For negative coeficients, the plot can alternate: +1, -1, +1, -1.
For periodic time series, the plot can look sinusoidal.

In periodic data, the autoregression plot looks sinusoidal.   
An algorithm like LOESS can discern the trend and seasonal effect.     
(LOESS = locally weighted scatterplot smoothing is a moving average technique.)   
Example: in monthly temperature data, correlation is near +1 at 12-month lag.
We could:
* Preprocess the timeseries data to subtract the seasonal effect.
* Use AR(12) so last year can predict this year, but it must learn to downweight the months inbetween.
* Use MA(12) to model the seasonal ups and downs of every month.

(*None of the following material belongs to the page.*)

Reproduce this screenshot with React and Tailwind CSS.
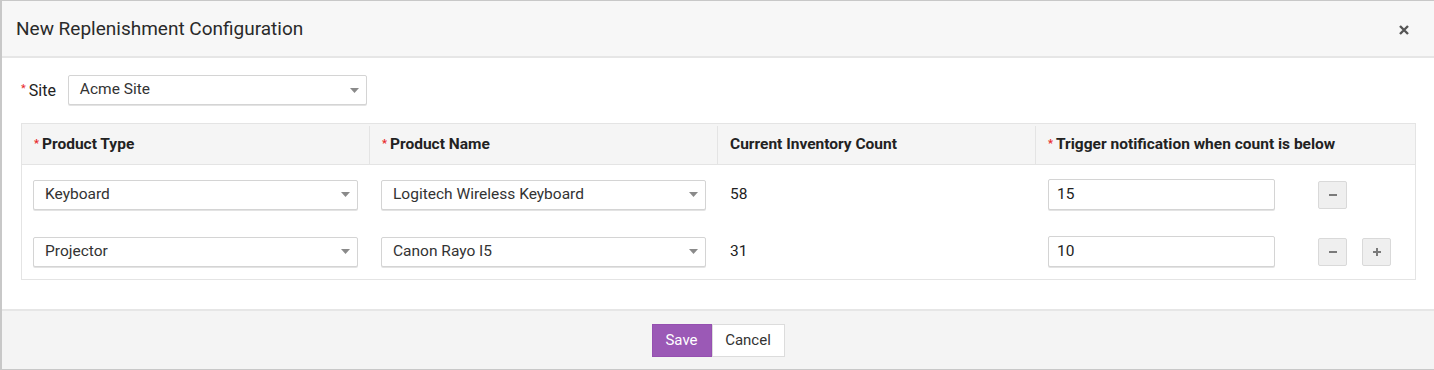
import React from "react";

const Caret = () => (
  <svg width="9" height="5" viewBox="0 0 9 5" className="shrink-0">
    <path d="M0 0 L9 0 L4.5 5 Z" fill="#8a8a8a" />
  </svg>
);

const Star = () => <span className="text-[#e8262b] text-[11px] mr-[3px] relative top-[-1px]">*</span>;

const Select = ({ value, w }) => (
  <div className={`h-[30px] ${w} border border-[#d4d4d4] rounded-[2px] bg-white flex items-center justify-between pl-[11px] pr-[7px] shadow-[0_1px_0_#e3e3e3]`}>
    <span className="text-[15.5px] text-[#333]">{value}</span>
    <Caret />
  </div>
);

const Input = ({ value }) => (
  <div className="h-[31px] w-[227px] border border-[#d4d4d4] rounded-[2px] bg-white flex items-center pl-[8px] shadow-[0_1px_0_#e3e3e3]">
    <span className="text-[15.5px] text-[#222]">{value}</span>
  </div>
);

const IconBtn = ({ plus }) => (
  <div className="w-[29px] h-[28px] bg-[#efefef] border border-[#d9d9d9] rounded-[2px] flex items-center justify-center">
    <svg width="10" height="10" viewBox="0 0 10 10">
      <path d="M1 5 H9" stroke="#7a7a7a" strokeWidth="2" />
      {plus && <path d="M5 1 V9" stroke="#7a7a7a" strokeWidth="2" />}
    </svg>
  </div>
);

const rows = [
  { type: "Keyboard", name: "Logitech Wireless Keyboard", count: "58", trig: "15", plus: false },
  { type: "Projector", name: "Canon Rayo I5", count: "31", trig: "10", plus: true },
];

export default function App() {
  return (
    <div className="w-[1434px] h-[370px] bg-white border-l-2 border-t border-b border-[#c8c8c8] flex flex-col font-['Roboto',sans-serif] text-[#333] overflow-hidden">
      <div className="h-[57px] shrink-0 bg-[#f7f7f7] border-b-2 border-[#e6e6e6] flex items-center justify-between pl-[14px] pr-[25px] pt-[2px]">
        <span className="text-[19px] text-[#2a2a2a]">New Replenishment Configuration</span>
        <svg width="10" height="10" viewBox="0 0 10 10">
          <path d="M1 1 L9 9 M9 1 L1 9" stroke="#555" strokeWidth="2.4" />
        </svg>
      </div>

      <div className="flex-1 px-[19px] pt-[17px]">
        <div className="flex items-center">
          <Star />
          <span className="text-[16px] text-[#222] mr-[12px] relative top-[1px]">Site</span>
          <Select value="Acme Site" w="w-[299px]" />
        </div>

        <div className="mt-[18px] border border-[#e4e4e4] w-[1395px]">
          <div className="grid grid-cols-[348px_348px_318px_1fr] h-[41px] bg-[#f5f5f5] border-b border-[#e4e4e4] text-[15.5px] font-bold text-[#222] pt-[2px]">
            <div className="flex items-center pl-[12px] border-r border-[#e4e4e4]"><Star />Product Type</div>
            <div className="flex items-center pl-[12px] border-r border-[#e4e4e4]"><Star />Product Name</div>
            <div className="flex items-center pl-[12px] border-r border-[#e4e4e4]">Current Inventory Count</div>
            <div className="flex items-center pl-[12px]"><Star />Trigger notification when count is below</div>
          </div>
          <div className="flex flex-col gap-[26px] pt-[14px] pb-[12px]">
            {rows.map((r) => (
              <div key={r.type} className="grid grid-cols-[348px_348px_318px_1fr] items-center">
                <div className="pl-[11px]"><Select value={r.type} w="w-[325px]" /></div>
                <div className="pl-[11px]"><Select value={r.name} w="w-[325px]" /></div>
                <div className="pl-[12px] text-[15.5px] text-[#222]">{r.count}</div>
                <div className="pl-[12px] flex items-center">
                  <Input value={r.trig} />
                  <div className="ml-[43px] flex gap-[15px]">
                    <IconBtn />
                    {r.plus && <IconBtn plus />}
                  </div>
                </div>
              </div>
            ))}
          </div>
        </div>
      </div>

      <div className="h-[60px] shrink-0 bg-[#f4f4f4] border-t-2 border-[#e6e6e6] flex items-center justify-center">
        <div className="flex">
          <div className="w-[60px] h-[33px] bg-[#9b59b6] border border-[#9550b0] text-white text-[15px] flex items-center justify-center">Save</div>
          <div className="w-[73px] h-[33px] bg-white border border-[#dcdcdc] text-[#333] text-[15px] flex items-center justify-center">Cancel</div>
        </div>
      </div>
    </div>
  );
}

If AR(1) is sufficient, the ACF at lag2 is the square (smaller fraction) of the lag1 value. 
A plot of Partial Auto Correlation (PACF) subtracts this out,
leaving the only significant bar at lag 1.
When PACF leaves more than one bar, it is recommended to try AR(2) next.

Penn State shows modeling seasonal data (beer sales).
Their model has terms for time (due to trend) 
and time squared (due to upward curve in the trend) 
plus four terms representing seasons.
Each seasonal term has an indicator function (1 or 0) and a learned coefficient.
Another example uses 12-month differencing, I(12), to model seasonality.

After choosing q, fit the MA(q) model to the data and learn the parameters ($b_i$ or $\Theta_i$) 
by a hill climbing method like gradient descent.
The system is recursive and non-linear so regression is inappropriate.

### Goodness of fit

To test goodness of fit, plot the residuals vs time.
If this looks like zero-centered random noise, the model works, and the residuals are unpredictable.

# AIC and BIC
These are statistical alternatives to empirical meaurement by cross-validation.  
These statistics measure goodness of fit of model to data.   
Both reward log likelihood of the model and both penalize model complexity.   
They can be used to evaluate time series models.